In relation to the third particular, I do not accept the contention that the Tribunal failed to consider the possibility that the 2013 and 2015 events were of a similar nature and thereby had a sectarian dimension. I accept the submissions of Counsel for the Minister which are discussed in paragraphs 47 to 55. The Tribunal dealt with the Applicant’s claims relating to the events in 2013 and 2015 specifically in the paragraphs of the Tribunal Decision that have been referred to in paragraphs 47 to 55. The Tribunal made specific findings in relation to these incidents. It also dealt with these incidents together with the other claims made by the Applicant.

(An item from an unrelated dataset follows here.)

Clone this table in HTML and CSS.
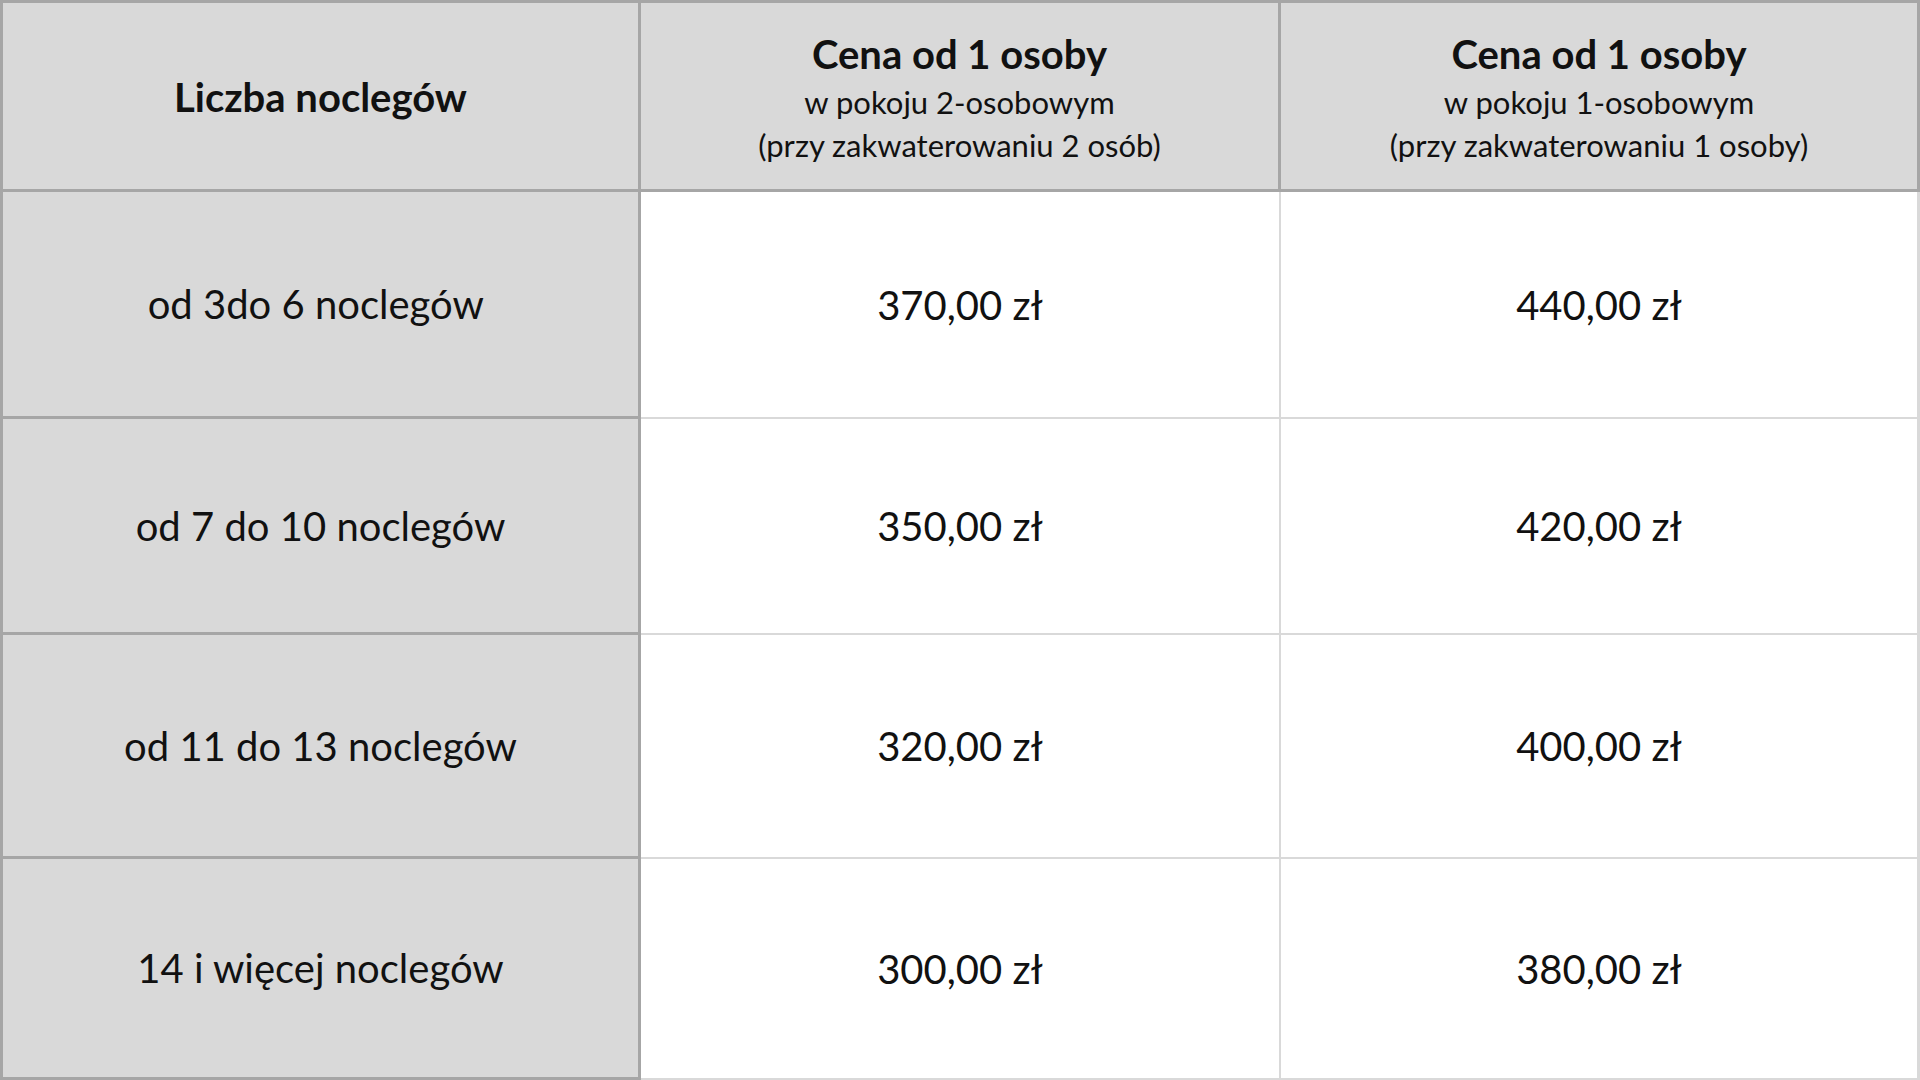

I also do not accept that the Tribunal should have applied the “what if I am wrong” test in relation to the 2013 and 2015 events not having a Convention nexus.
I accept the submissions of Counsel to the Minister as discussed in paragraphs 56 to 59.
A fair reading of the Tribunal Decision as a whole leads me to conclude that the Tribunal had “no real doubt” that the events claimed had not occurred. Therefore there is no warrant for holding that the Tribunal should have considered the possibility that its findings were wrong: Minister for Immigration and Multicultural Affairs v Rajalingam (1999) 93 FCR 220, [67].
I therefore reject the third particular.
Conclusion
I conclude that there is no evidence that the Tribunal misunderstood the real chance test.
The Tribunal Decision is not vitiated by jurisdictional error.
The Application will be dismissed with costs awarded to the First Respondent fixed in the sum of $7,328.
I certify that the preceding seventy-two (72) paragraphs are a true copy of the reasons for judgment of Judge Kirton
Associate:
Date: 11 November 2019
Correction (10 December 2019)
‘Delivered on’ date on page two of Cover sheet and Orders changed from 9 November 2019 to 11 November 2019.